(Records)
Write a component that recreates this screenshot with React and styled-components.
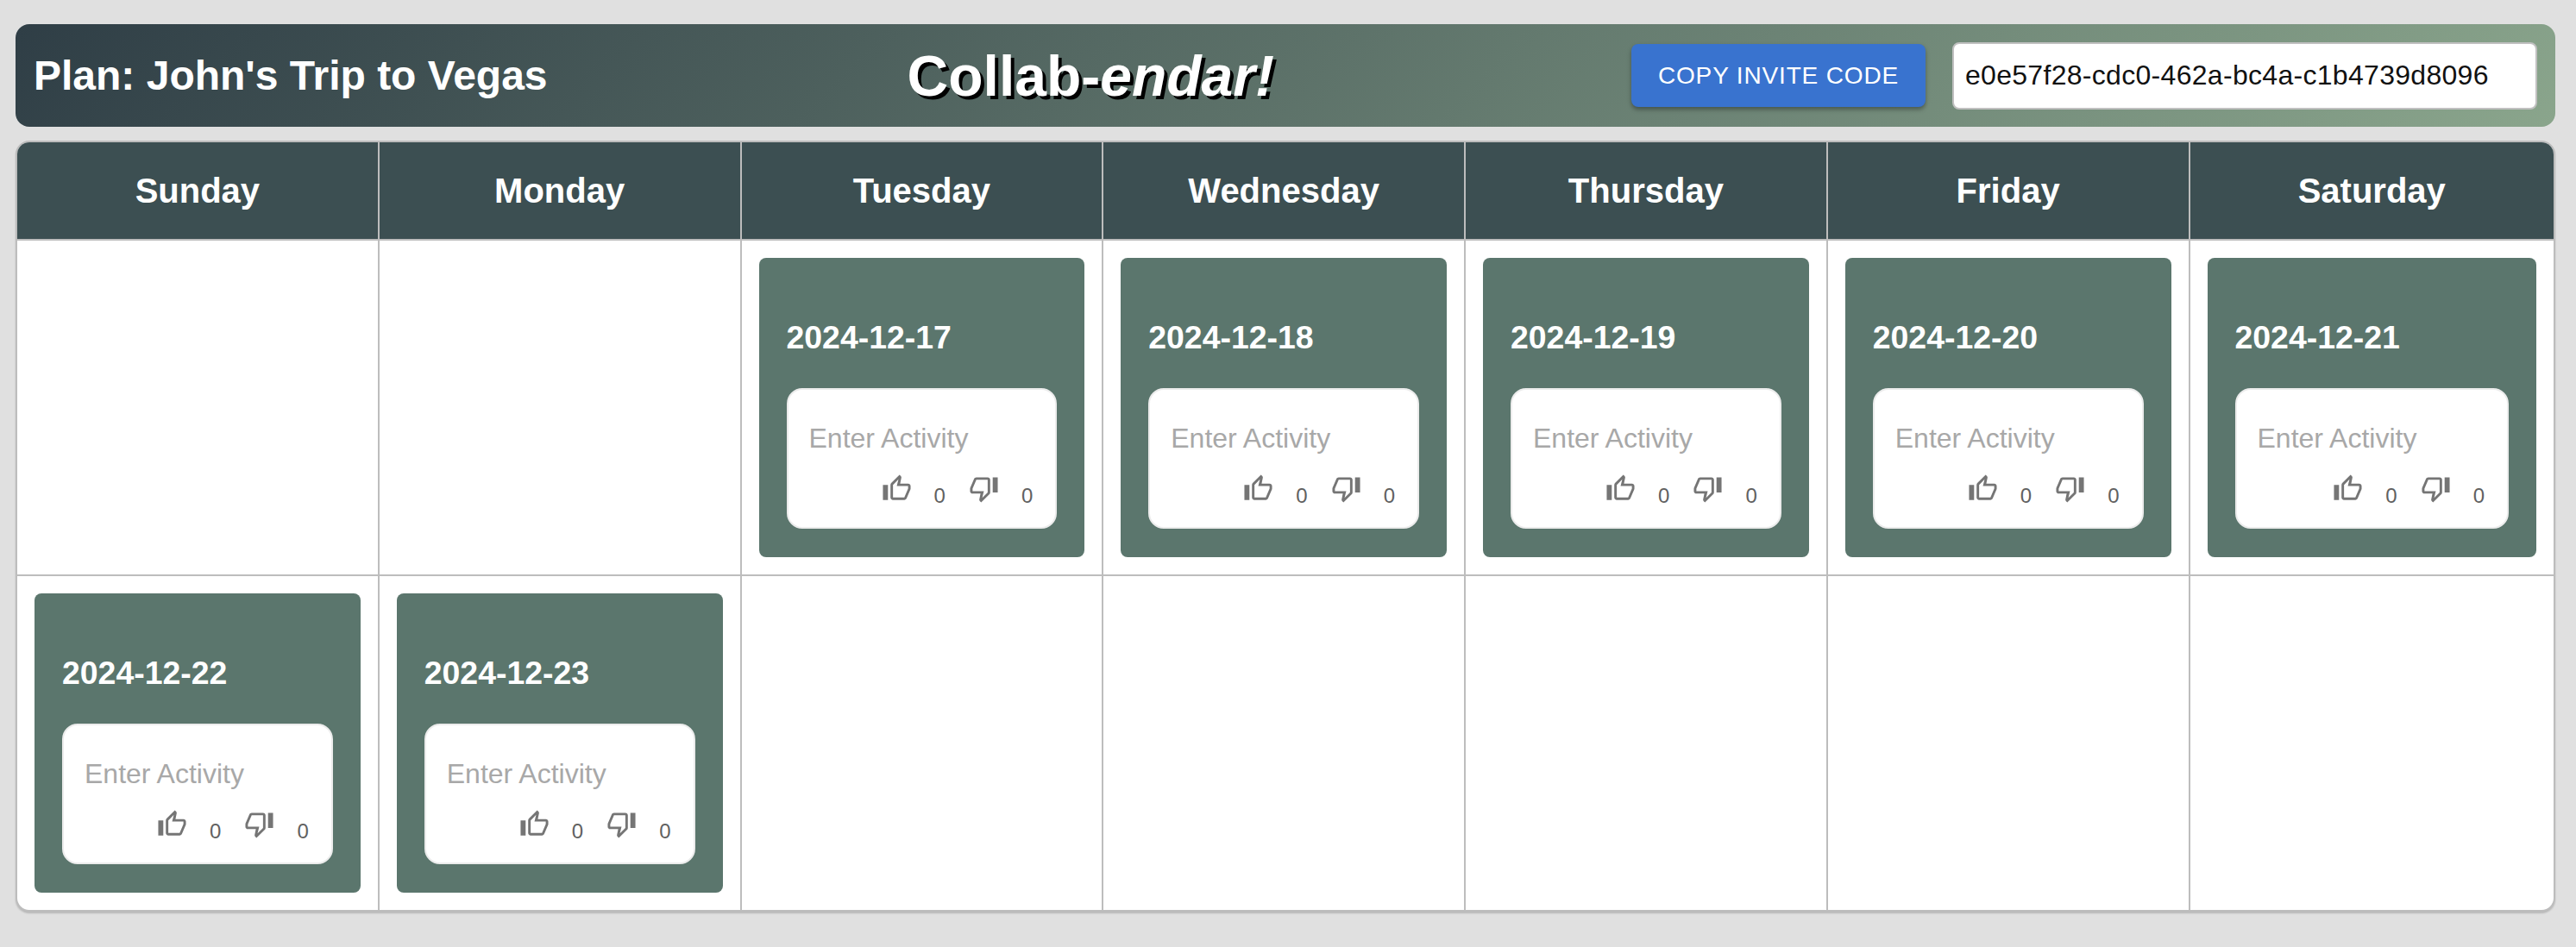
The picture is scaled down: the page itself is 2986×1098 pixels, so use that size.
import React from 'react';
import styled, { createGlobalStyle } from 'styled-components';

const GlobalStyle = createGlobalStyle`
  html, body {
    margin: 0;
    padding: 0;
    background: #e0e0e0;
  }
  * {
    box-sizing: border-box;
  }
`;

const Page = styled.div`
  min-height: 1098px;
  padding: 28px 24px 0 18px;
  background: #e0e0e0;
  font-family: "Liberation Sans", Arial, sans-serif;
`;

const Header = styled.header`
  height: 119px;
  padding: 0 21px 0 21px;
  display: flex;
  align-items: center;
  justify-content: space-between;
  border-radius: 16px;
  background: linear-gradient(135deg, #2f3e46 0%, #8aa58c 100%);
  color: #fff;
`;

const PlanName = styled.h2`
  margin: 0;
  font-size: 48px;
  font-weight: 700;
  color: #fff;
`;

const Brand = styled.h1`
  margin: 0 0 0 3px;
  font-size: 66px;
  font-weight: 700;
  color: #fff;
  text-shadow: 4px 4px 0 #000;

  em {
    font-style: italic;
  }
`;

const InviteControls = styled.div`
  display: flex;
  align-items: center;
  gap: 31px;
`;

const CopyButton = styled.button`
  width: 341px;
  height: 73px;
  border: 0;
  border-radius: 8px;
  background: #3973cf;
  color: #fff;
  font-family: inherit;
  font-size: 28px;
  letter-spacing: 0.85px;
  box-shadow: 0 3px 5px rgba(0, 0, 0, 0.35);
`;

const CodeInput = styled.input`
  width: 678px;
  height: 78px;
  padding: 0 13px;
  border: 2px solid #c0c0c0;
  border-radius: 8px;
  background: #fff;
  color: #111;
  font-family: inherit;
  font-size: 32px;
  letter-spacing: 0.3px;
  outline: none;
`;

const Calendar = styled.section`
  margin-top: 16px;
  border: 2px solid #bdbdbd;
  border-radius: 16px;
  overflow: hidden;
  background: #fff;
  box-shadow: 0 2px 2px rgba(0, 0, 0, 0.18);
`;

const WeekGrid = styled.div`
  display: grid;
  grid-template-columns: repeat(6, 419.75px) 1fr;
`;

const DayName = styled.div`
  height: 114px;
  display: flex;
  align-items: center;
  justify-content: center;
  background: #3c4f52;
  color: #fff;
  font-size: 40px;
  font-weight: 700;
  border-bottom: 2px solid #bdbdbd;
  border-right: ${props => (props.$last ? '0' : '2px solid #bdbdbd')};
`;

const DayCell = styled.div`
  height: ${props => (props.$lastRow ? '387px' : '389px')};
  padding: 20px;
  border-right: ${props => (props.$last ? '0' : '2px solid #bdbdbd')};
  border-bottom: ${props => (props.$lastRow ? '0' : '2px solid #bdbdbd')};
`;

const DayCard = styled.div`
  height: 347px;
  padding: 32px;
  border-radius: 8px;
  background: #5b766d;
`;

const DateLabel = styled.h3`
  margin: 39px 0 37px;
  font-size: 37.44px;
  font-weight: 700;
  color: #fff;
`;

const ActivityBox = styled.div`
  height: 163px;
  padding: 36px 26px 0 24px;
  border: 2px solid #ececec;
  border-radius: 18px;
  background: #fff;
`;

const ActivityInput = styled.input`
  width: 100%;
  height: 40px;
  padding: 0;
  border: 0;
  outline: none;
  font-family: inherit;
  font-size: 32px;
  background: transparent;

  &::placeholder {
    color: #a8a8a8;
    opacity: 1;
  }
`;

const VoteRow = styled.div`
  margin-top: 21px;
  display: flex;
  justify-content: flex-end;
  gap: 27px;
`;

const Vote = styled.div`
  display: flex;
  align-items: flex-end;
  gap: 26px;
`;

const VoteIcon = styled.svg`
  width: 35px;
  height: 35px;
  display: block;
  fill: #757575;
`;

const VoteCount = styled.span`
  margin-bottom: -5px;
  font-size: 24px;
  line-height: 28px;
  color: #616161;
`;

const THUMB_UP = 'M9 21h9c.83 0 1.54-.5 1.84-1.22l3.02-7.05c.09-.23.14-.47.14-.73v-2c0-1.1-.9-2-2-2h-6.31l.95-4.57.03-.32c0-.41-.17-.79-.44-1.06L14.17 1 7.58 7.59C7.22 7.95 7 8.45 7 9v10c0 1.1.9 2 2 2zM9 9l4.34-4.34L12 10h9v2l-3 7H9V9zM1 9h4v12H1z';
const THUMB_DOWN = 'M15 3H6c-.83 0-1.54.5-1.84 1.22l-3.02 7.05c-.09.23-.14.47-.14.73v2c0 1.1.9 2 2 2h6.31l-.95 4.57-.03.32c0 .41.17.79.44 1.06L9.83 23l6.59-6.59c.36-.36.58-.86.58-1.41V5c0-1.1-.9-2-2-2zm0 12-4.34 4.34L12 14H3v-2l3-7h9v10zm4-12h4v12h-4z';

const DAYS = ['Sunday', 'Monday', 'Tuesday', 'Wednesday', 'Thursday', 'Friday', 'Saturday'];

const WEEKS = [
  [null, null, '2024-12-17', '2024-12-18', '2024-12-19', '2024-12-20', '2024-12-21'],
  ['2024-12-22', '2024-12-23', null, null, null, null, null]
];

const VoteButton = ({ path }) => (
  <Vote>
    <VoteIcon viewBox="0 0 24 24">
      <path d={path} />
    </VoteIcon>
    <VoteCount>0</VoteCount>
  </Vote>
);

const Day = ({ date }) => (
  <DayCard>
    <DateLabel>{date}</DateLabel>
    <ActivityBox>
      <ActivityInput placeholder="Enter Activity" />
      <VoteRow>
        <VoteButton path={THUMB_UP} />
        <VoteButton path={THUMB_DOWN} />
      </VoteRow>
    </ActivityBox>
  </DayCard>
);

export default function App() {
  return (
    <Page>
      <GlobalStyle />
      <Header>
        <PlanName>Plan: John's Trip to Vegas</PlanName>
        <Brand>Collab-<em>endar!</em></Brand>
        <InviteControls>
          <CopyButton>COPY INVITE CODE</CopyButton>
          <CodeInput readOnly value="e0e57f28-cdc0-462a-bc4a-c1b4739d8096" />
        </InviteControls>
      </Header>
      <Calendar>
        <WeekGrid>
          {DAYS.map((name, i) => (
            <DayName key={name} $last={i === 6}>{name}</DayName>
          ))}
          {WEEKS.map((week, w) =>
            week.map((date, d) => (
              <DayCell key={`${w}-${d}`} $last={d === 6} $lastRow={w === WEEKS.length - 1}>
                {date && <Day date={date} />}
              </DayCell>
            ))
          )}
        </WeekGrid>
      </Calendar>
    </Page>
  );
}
---
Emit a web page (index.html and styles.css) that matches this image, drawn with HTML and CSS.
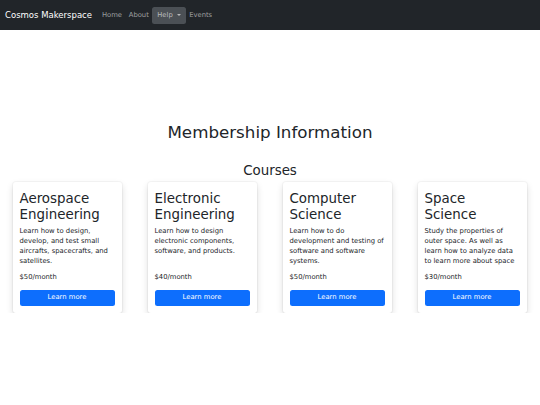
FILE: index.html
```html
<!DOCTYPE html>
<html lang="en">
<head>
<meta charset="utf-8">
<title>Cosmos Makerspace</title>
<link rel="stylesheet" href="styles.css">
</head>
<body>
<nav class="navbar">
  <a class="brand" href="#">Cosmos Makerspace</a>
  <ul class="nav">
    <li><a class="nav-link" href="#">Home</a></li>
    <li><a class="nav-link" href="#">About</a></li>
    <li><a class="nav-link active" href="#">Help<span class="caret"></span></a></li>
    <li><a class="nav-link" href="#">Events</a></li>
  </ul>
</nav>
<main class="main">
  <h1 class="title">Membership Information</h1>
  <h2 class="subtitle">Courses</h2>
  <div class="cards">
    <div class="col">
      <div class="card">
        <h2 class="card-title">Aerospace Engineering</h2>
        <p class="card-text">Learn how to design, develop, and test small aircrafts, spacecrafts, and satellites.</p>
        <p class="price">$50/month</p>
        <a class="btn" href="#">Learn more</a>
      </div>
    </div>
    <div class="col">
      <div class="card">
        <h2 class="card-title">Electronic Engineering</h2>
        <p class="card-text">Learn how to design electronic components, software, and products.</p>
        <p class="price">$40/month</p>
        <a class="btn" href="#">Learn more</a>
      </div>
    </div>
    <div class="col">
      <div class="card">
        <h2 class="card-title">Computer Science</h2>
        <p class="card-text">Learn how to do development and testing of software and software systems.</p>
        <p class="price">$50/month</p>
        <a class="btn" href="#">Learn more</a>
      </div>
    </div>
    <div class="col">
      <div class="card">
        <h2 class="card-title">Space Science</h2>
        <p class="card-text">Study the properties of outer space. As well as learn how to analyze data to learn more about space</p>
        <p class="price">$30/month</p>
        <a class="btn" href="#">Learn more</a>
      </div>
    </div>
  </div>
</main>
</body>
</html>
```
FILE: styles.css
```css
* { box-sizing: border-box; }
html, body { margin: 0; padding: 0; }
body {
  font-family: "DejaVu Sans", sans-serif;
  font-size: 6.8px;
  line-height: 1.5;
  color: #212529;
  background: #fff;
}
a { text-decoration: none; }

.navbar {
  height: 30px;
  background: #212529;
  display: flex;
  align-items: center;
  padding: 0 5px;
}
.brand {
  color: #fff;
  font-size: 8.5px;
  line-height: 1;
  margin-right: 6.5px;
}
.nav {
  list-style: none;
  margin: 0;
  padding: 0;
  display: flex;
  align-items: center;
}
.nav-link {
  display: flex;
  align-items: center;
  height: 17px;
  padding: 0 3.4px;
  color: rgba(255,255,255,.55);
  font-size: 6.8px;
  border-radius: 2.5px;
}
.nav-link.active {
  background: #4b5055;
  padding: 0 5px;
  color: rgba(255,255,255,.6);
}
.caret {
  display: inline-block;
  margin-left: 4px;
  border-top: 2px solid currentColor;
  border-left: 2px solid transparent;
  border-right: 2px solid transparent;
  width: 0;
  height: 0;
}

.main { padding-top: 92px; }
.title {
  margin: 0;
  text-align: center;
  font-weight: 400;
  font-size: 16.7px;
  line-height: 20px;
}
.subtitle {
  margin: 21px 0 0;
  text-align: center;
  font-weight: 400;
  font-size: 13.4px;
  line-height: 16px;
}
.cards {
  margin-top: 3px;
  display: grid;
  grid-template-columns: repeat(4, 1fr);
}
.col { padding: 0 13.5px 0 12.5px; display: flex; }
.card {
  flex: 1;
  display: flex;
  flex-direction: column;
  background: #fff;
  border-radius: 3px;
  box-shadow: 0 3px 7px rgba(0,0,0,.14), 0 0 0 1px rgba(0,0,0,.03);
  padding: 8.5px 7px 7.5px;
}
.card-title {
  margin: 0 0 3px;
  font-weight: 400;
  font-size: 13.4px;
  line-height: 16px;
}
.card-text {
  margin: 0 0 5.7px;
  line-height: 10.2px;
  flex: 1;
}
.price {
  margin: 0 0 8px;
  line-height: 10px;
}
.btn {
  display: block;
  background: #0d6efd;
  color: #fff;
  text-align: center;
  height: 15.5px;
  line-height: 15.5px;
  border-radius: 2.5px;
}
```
* * *
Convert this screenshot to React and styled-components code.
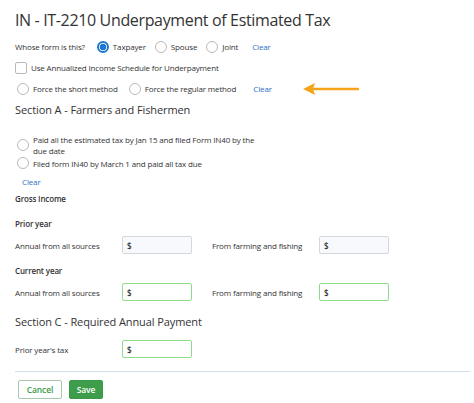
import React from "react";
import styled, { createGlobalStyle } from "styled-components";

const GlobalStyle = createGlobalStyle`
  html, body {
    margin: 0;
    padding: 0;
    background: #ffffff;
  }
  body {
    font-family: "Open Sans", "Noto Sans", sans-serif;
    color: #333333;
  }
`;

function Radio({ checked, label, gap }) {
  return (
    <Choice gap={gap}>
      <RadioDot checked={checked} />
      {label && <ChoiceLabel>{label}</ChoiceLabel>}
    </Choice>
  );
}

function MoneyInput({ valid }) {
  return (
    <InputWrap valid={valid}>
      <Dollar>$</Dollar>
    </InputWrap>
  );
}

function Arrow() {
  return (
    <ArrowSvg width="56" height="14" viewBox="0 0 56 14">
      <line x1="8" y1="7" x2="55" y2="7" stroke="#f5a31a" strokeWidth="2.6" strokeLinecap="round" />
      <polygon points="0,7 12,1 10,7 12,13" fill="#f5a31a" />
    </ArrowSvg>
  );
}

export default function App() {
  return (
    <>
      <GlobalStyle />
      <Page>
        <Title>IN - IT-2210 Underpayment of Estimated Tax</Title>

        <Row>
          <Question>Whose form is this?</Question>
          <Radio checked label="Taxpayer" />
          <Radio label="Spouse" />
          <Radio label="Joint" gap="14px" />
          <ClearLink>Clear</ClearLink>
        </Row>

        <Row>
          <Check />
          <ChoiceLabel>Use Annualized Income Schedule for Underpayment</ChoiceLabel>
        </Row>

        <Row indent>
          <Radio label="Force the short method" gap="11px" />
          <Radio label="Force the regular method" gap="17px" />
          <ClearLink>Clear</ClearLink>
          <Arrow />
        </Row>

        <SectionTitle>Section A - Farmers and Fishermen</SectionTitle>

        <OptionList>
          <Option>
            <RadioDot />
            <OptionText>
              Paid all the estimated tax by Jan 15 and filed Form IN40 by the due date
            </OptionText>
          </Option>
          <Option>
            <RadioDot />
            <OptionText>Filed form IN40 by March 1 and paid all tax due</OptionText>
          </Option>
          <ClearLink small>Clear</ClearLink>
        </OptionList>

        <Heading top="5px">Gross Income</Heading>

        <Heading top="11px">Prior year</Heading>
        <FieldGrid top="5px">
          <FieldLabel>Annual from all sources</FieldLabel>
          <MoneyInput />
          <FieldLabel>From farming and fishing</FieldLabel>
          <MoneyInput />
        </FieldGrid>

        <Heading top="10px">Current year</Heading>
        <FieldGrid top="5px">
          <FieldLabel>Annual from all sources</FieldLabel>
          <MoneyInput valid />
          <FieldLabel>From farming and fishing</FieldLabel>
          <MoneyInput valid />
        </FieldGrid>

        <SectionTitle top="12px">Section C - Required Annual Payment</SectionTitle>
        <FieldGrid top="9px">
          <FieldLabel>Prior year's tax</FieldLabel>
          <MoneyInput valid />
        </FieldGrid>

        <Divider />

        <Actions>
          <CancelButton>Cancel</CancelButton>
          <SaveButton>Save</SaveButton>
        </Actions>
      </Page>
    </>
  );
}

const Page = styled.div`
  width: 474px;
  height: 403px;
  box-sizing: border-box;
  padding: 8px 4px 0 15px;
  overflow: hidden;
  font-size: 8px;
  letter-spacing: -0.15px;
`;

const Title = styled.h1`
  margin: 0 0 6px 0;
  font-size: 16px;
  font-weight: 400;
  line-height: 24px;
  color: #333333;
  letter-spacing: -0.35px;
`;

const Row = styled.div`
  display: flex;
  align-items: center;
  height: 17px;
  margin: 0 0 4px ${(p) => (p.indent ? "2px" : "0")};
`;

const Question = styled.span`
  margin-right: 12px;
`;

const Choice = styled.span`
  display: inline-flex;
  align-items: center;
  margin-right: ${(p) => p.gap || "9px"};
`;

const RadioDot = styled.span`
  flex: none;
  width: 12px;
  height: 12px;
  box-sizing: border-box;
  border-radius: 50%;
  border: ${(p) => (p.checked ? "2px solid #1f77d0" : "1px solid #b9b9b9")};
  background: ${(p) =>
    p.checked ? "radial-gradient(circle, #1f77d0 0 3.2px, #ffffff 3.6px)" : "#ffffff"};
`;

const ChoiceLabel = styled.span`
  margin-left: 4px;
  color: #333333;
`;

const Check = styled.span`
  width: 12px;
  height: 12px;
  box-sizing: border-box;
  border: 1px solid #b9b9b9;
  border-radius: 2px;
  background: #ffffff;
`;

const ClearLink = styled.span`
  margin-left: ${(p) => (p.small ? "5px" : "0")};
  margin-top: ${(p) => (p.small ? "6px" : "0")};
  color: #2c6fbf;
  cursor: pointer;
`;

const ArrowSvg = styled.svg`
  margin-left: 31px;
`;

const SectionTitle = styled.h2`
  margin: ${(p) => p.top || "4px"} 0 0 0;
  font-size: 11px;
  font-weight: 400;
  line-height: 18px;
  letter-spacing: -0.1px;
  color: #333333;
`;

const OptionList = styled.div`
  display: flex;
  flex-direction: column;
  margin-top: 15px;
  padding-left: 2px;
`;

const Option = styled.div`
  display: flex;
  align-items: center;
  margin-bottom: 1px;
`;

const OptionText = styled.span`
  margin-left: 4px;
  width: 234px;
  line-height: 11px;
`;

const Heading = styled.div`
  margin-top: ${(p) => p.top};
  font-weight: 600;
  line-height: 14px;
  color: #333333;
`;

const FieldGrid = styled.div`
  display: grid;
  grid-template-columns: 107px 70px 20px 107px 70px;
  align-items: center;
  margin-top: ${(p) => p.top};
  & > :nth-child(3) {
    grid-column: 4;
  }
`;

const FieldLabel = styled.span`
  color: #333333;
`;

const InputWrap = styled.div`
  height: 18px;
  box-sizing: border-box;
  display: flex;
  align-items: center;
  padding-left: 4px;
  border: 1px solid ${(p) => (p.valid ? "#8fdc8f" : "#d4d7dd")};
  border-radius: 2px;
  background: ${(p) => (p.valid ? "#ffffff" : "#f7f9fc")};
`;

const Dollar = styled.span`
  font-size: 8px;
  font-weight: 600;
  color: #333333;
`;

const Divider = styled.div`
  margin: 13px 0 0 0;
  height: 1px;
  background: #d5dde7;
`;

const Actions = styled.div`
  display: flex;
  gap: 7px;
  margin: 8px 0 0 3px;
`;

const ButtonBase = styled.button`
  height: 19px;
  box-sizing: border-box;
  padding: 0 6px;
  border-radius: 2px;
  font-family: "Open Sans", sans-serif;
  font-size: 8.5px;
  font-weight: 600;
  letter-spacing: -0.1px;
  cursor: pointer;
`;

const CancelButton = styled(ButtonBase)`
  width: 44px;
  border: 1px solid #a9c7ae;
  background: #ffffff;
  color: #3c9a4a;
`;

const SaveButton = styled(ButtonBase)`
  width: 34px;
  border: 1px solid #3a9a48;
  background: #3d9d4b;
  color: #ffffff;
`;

> **What is being asked**
List every line from the entries above in which "that" appears.

> **Response**
Write a component that recreates this screenshot with React and styled-components.
The picture is scaled down: the page itself is 2986×1098 pixels, so use that size.
Emit a web page (index.html and styles.css) that matches this image, drawn with HTML and CSS.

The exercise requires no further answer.